Former Illinois Senator Everett Dirksen once observed, "A billion here and a billion there, and pretty soon you’re talking real money." The same can be said about skyrocketing estimated costs of integrated gasification combined-cycle (IGCC) plants as their designs are fleshed out. The higher price tags shouldn’t be a surprise — the more you learn about the complexity of a project, the higher your guess about its cost will go.
These escalating cost estimates are especially important to ratepayers in West Virginia and Virginia, where the first next-generation IGCC plants (IGCC 2.0, if you will) are scheduled to be built. An earlier contender was a site in Ohio, but that state’s Public Utilities Commission disallowed utility recovery of the development costs of a project there. The ruling has been challenged and remains tied up in court.
This June, Appalachian Power (an AEP subsidiary) proposed rate increases to cover the $2.23 billion cost of building an IGCC unit capable of being retrofitted for carbon capture at its Mountaineer Power Plant in New Haven, W.Va. "[The rate hikes] wouldn’t be immediate," according to AEP spokesman Pat Hemlepp. "By the time the [unit] goes into operation [in 2012], the total [increase] would be just a little less than 12%," he added. Ditto for Virginia ratepayers, who also would see their bills rise by an average 12%. Both increases would be phased in as costs are incurred.
AEP says that the new IGCC unit is needed to address load growth and likely restrictions on CO 2 emissions. It makes sense from that perspective, but it raises a question: Should ratepayers be responsible for funding development of an unproven technology whose raison d’être is meeting carbon caps that may not be imposed for many years, if ever?
Meanwhile, Peabody Energy has proposed building the two-unit, 1,500-MW Thoroughbred Energy Campus project in Central City, in Muhlenberg Country, Ky. Each of its two supercritical, pulverized coal – fired units would use a wet scrubber, a selective catalytic reduction system, and wet and dry electrostatic precipitators to mitigate emissions of the conventional pollutants SO 2, NO x, and particulates, respectively. According to Peabody, the use of supercritical technology will cause the project to emit about 15% less CO 2 than a standard pulverized coal plant. The Thoroughbred plant will have all the environmental bells and whistles and will be more than twice the size of an IGCC plant, but it will cost about the same and present minimal performance risk. What’s not to like?

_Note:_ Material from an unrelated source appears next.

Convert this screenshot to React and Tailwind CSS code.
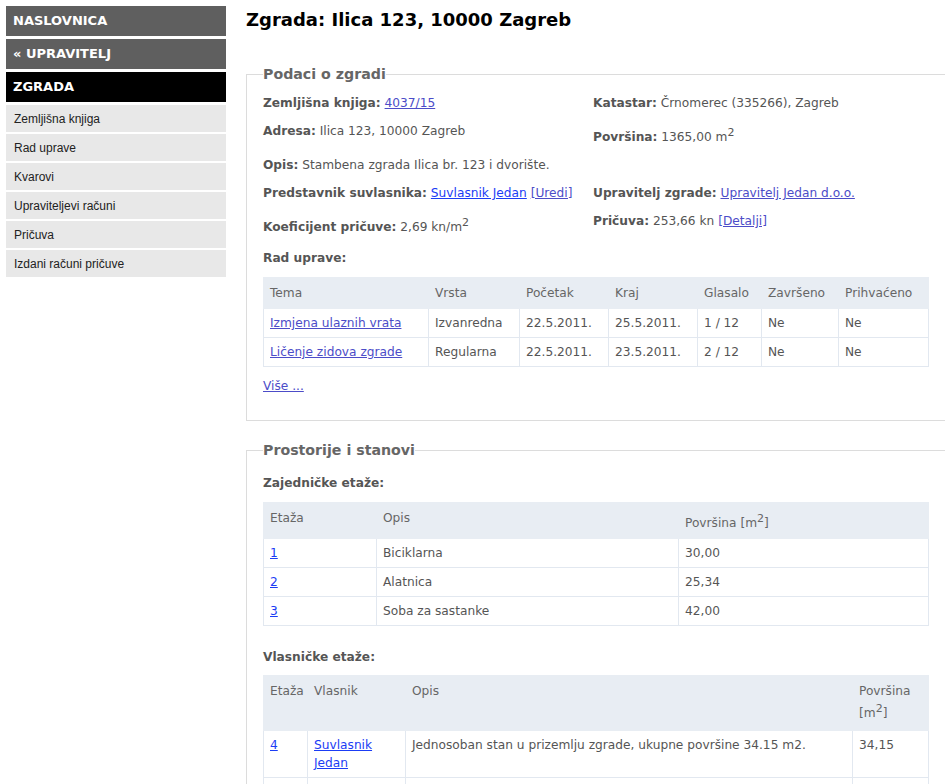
import React from "react";

const body = { fontFamily: '"DejaVu Sans", Verdana, sans-serif' };
const arial = { fontFamily: '"Liberation Sans", Arial, sans-serif' };

const linkSoft = "text-[#4c4cc8] underline";
const linkBright = "text-[#1b3cf5] underline";

function Sq() {
  return <sup className="text-[11px]">2</sup>;
}

const Sidebar = () => {
  const items = [
    "Zemljišna knjiga",
    "Rad uprave",
    "Kvarovi",
    "Upraviteljevi računi",
    "Pričuva",
    "Izdani računi pričuve",
  ];
  return (
    <div className="w-[220px] shrink-0">
      <div
        className="h-[30px] flex items-center pl-[7px] bg-[#5f5f5f] text-white font-bold text-[13px] mb-[3px]"
        style={body}
      >
        NASLOVNICA
      </div>
      <div
        className="h-[30px] flex items-center pl-[7px] bg-[#5f5f5f] text-white font-bold text-[13px] mb-[3px]"
        style={body}
      >
        « UPRAVITELJ
      </div>
      <div
        className="h-[30px] flex items-center pl-[7px] bg-black text-white font-bold text-[13px] mb-[3px]"
        style={body}
      >
        ZGRADA
      </div>
      {items.map((it) => (
        <div
          key={it}
          className="h-[27px] flex items-center pl-[8px] bg-[#e8e8e8] text-[#222] text-[12px] mb-[2px]"
          style={arial}
        >
          {it}
        </div>
      ))}
    </div>
  );
};

// table helpers
const th =
  "text-left font-normal text-[#666] align-top px-[6px] pt-[6px] pb-[6px] border border-[#e8edf3]";
const td = "align-top px-[6px] py-[5px] border border-[#e2e8f0]";

const Field = ({ label, children, className = "" }) => (
  <div className={"leading-[18px] whitespace-nowrap " + className}>
    <span className="font-bold">{label}</span> {children}
  </div>
);

export default function App() {
  const sjednice = [
    ["Izmjena ulaznih vrata", "Izvanredna", "22.5.2011.", "25.5.2011.", "1 / 12", "Ne", "Ne"],
    ["Ličenje zidova zgrade", "Regularna", "22.5.2011.", "23.5.2011.", "2 / 12", "Ne", "Ne"],
  ];
  const zajednicke = [
    ["1", "Biciklarna", "30,00"],
    ["2", "Alatnica", "25,34"],
    ["3", "Soba za sastanke", "42,00"],
  ];

  return (
    <div className="w-full h-[784px] overflow-hidden bg-white">
      <div className="flex p-[6px] gap-[20px]">
        <Sidebar />
        <div className="w-[700px] shrink-0 text-[12.2px] text-[#555]" style={body}>
          <h1 className="text-[18px] font-bold text-black leading-[24px] mt-[2px] mb-[33px]">
            Zgrada: Ilica 123, 10000 Zagreb
          </h1>

          <fieldset className="border border-[#dcdcdc] px-[16px] pb-[25px]">
            <legend className="text-[14.2px] font-bold text-[#666] leading-[18px] p-0">
              Podaci o zgradi
            </legend>
            <div className="grid grid-cols-[330px_1fr] items-start gap-y-[10px] mt-[11px]">
              <Field label="Zemljišna knjiga:">
                <a className={linkSoft}>4037/15</a>
              </Field>
              <Field label="Katastar:">Črnomerec (335266), Zagreb</Field>
              <Field label="Adresa:">Ilica 123, 10000 Zagreb</Field>
              <Field label="Površina:" className="pt-[6px]">
                1365,00 m<Sq />
              </Field>
              <Field label="Opis:" className="col-span-2">
                Stambena zgrada Ilica br. 123 i dvorište.
              </Field>
              <Field label="Predstavnik suvlasnika:">
                <a className={linkBright}>Suvlasnik Jedan</a>{" "}
                <a className={linkSoft}>[Uredi]</a>
              </Field>
              <Field label="Upravitelj zgrade:">
                <a className={linkSoft}>Upravitelj Jedan d.o.o.</a>
              </Field>
              <Field label="Koeficijent pričuve:" className="pt-[6px]">
                2,69 kn/m<Sq />
              </Field>
              <Field label="Pričuva:">
                253,66 kn <a className={linkSoft}>[Detalji]</a>
              </Field>
            </div>
            <div className="font-bold leading-[18px] mt-[13px] mb-[10px]">Rad uprave:</div>
            <table className="w-[665px] table-fixed border-collapse leading-[18px]">
              <colgroup>
                <col className="w-[165px]" />
                <col className="w-[91px]" />
                <col className="w-[89px]" />
                <col className="w-[89px]" />
                <col className="w-[64px]" />
                <col className="w-[77px]" />
                <col className="w-[90px]" />
              </colgroup>
              <thead>
                <tr className="bg-[#e8edf3]">
                  {["Tema", "Vrsta", "Početak", "Kraj", "Glasalo", "Završeno", "Prihvaćeno"].map(
                    (h) => (
                      <th key={h} className={th}>
                        {h}
                      </th>
                    )
                  )}
                </tr>
              </thead>
              <tbody>
                {sjednice.map((r) => (
                  <tr key={r[0]}>
                    {r.map((c, i) => (
                      <td key={i} className={td + " whitespace-nowrap"}>
                        {i === 0 ? <a className={linkSoft}>{c}</a> : c}
                      </td>
                    ))}
                  </tr>
                ))}
              </tbody>
            </table>
            <div className="leading-[18px] mt-[10px]">
              <a className={linkSoft}>Više ...</a>
            </div>
          </fieldset>

          <fieldset className="border border-[#dcdcdc] px-[16px] pb-[20px] mt-[20px]">
            <legend className="text-[14.2px] font-bold text-[#666] leading-[18px] p-0">
              Prostorije i stanovi
            </legend>
            <div className="font-bold leading-[18px] mt-[15px] mb-[10px]">Zajedničke etaže:</div>
            <table className="w-[665px] table-fixed border-collapse leading-[18px]">
              <colgroup>
                <col className="w-[113px]" />
                <col className="w-[302px]" />
                <col className="w-[250px]" />
              </colgroup>
              <thead>
                <tr className="bg-[#e8edf3]">
                  <th className={th}>Etaža</th>
                  <th className={th}>Opis</th>
                  <th className={th + " !pt-[11px]"}>
                    Površina [m<Sq />]
                  </th>
                </tr>
              </thead>
              <tbody>
                {zajednicke.map((r) => (
                  <tr key={r[0]}>
                    <td className={td}>
                      <a className={linkBright}>{r[0]}</a>
                    </td>
                    <td className={td}>{r[1]}</td>
                    <td className={td}>{r[2]}</td>
                  </tr>
                ))}
              </tbody>
            </table>

            <div className="font-bold leading-[18px] mt-[22px] mb-[9px]">Vlasničke etaže:</div>
            <table className="w-[665px] table-fixed border-collapse leading-[18px]">
              <colgroup>
                <col className="w-[44px]" />
                <col className="w-[98px]" />
                <col className="w-[447px]" />
                <col className="w-[76px]" />
              </colgroup>
              <thead>
                <tr className="bg-[#e8edf3]">
                  <th className={th}>Etaža</th>
                  <th className={th}>Vlasnik</th>
                  <th className={th}>Opis</th>
                  <th className={th + " !pb-[8px]"}>
                    <div>Površina</div>
                    <div className="pt-[4px]">
                      [m<Sq />]
                    </div>
                  </th>
                </tr>
              </thead>
              <tbody>
                <tr>
                  <td className={td}>
                    <a className={linkBright}>4</a>
                  </td>
                  <td className={td}>
                    <a className={linkBright}>Suvlasnik Jedan</a>
                  </td>
                  <td className={td}>
                    Jednosoban stan u prizemlju zgrade, ukupne površine 34.15 m2.
                  </td>
                  <td className={td}>34,15</td>
                </tr>
                <tr>
                  <td className={td}>
                    <a className={linkBright}>5</a>
                  </td>
                  <td className={td}>
                    <a className={linkBright}>Suvlasnik Dva</a>
                  </td>
                  <td className={td}>Dvosoban stan na prvom katu zgrade.</td>
                  <td className={td}>52,40</td>
                </tr>
              </tbody>
            </table>
          </fieldset>
        </div>
      </div>
    </div>
  );
}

Tough decisions on IGCC face state utility regulators charged with balancing the technology’s development risks. If a utility pushes the IGCC envelope too far, a plant may not perform as advertised, or not at all. If its costs are made recoverable, the bill will end up in the laps of ratepayers, not the utility’s shareholders.
It seems to me that ratepayers should not assume any additional cost, performance, or scheduling risks over those presented by other, less-expensive and more-mature generation technologies. In balancing those risks, regulators should give IGCC-enamored utilities the opportunity to earn a higher-than-usual return on their investment — after the project has proven successful.
Fair allocation of the incremental risks and rewards of IGCC should be the goal of every state public service commission, as its ratepayers’ eyes and ears. At the end of the day, the shareholders who elected the management team to make wise technology decisions should pay the freight if those decisions go south.
Corporate management teams come and go, but a bad project lives forever.